Discussion in 'Journalism topics only' started by tapintoamerica, Dec 5, 2007.

  1. tapintoamerica

    tapintoamerica Well-Known Member

    I don't claim to know anything about the Michigan search or Kirk Herbstreit's sources, but I'll throw this out there anyway: Is it possible that Herbstreit's report was accurate and that its release in a very public forum killed the deal?

    Has anyone ever suspected this sort of thing may have happened to them? (Sources tell you something and you write it; the subject intended to take a job/do whatever but needed the secret kept for another few days; and then his own embargo was inconveniently broken, he backed out of his intentions and claimed he never had them at all?)
     
  2. DanOregon

    DanOregon Well-Known Member

    Ben Bradlee (Jason Robards) told a story in "All The President's Men" (the movie, don't know if it was in the book, about a time when he heard LBJ was going to replace J. Edgar Hoover and wrote about it. When LBJ saw the story, he reappointed Hoover for life.
     
  3. jlee

    jlee Well-Known Member

    It was in the book, too.

    I'm sure if there's any Washington bureau folk on this board, they could give you pages of examples.
     
  4. da man

    da man Well-Known Member

    I seem to remember something like that happening years ago with a college football coach. Georgia, maybe? A coach agrees to take the job, AJC (I think) reports it, coach backs out and denies the story. Anyone else remember that?
     
  5. Boomer7

    Boomer7 Active Member

    Dan Shaughnessy's column on Theo Epstein (temporarily) convinced Epstein not to sign the extension he planned on signing two years ago.
     
  6. steveu

    steveu Well-Known Member

    Personally, I think Herbstreit wanted to stick it to Michigan.

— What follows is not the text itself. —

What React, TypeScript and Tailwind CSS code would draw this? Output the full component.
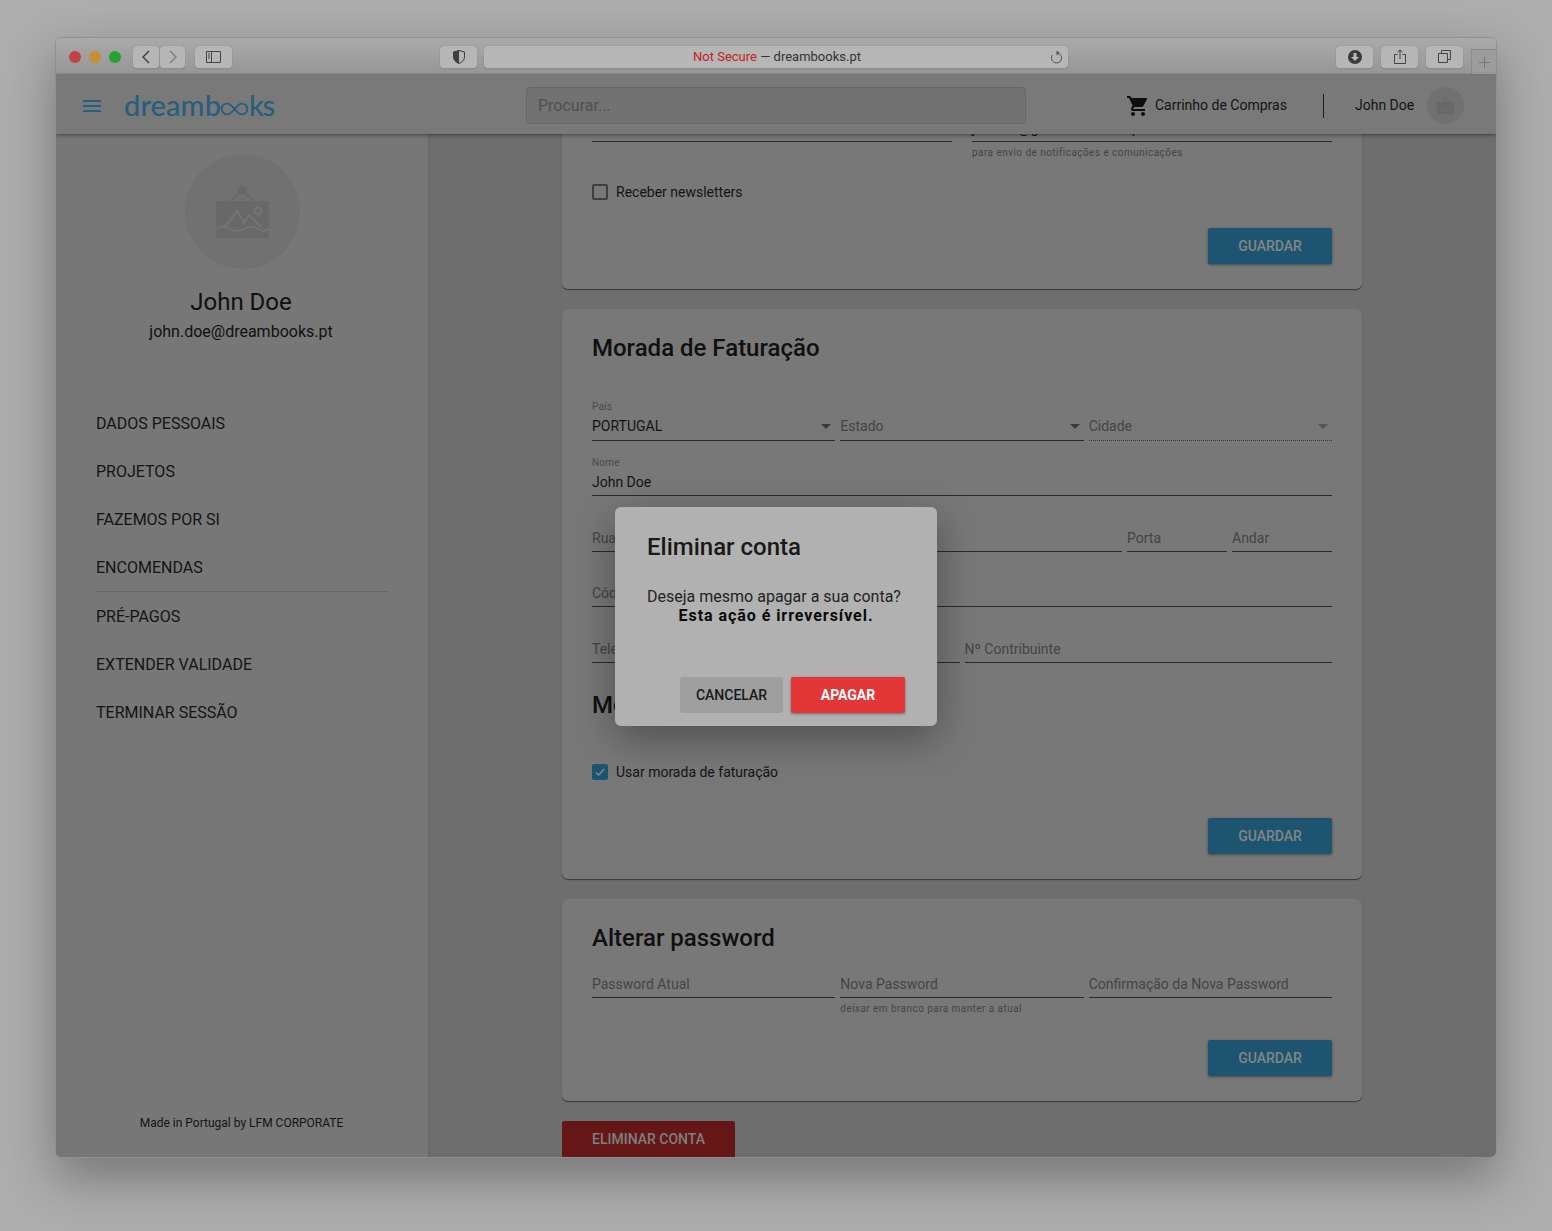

You know how those Ohio State folk can be.

    All right, on a serious note... he claims his sources were correct. And they might have been. Maybe LSU got wind of those rumors and prepared a huge contract extension to keep him there. We'll never know the truth now, I guess.
     
  7. Ace

    Ace Well-Known Member

    Sources can be correct (at the time anyway) and still burn you.

    The best stories where your reporting kills it is if you are reporting on something where people are misbehaving and they change policies or people resign or whatever before you even write the story. Happens quite a bit in news.
     
  8. TheMethod

    TheMethod Member

    Are you talking about Glen Mason? As I recall, he was at Kansas, accepted the Georgia job, then immediately backed out, then jumped ship and went to Minnesota. (my chronology could be off here, but this happened in 1995-96)
     
  9. ink-stained wretch

    ink-stained wretch Active Member

    What!!?? A source might be forwarding a personal or professional agenda by speaking with a reporter?

    Never! People are not like that at all. [end sarcasm font]

    Jesus! Every frickin' time they open their mouth, they are working you. Get use to it.
     
  10. DanOregon

    DanOregon Well-Known Member

    That time when JLo and Ben Affleck were going to get married
     
  11. SixToe

    SixToe Well-Known Member

    da man is talking about the former N.C. State coach who accepted the Tech job, but told Tech brass he did not want it reported or showing up in the press.

    AJC reported it based on solid facts. The story was correct, that Tech had a new coach.

    Then the Wolfpack coach got pissed and took his name out of the job.
     
  12. SF_Express

    SF_Express Active Member

    We've had that happen to us. I might have told the story before, but a couple of years ago, we had a prominent coach leaving one place to go to another. One source story, but a pretty good source: the coach, who told us he was doing this.

    Next day, he changed his mind, and although he didn't mention us specifically, he commented on false rumors in the media.

    What are you going to do? Happens these days.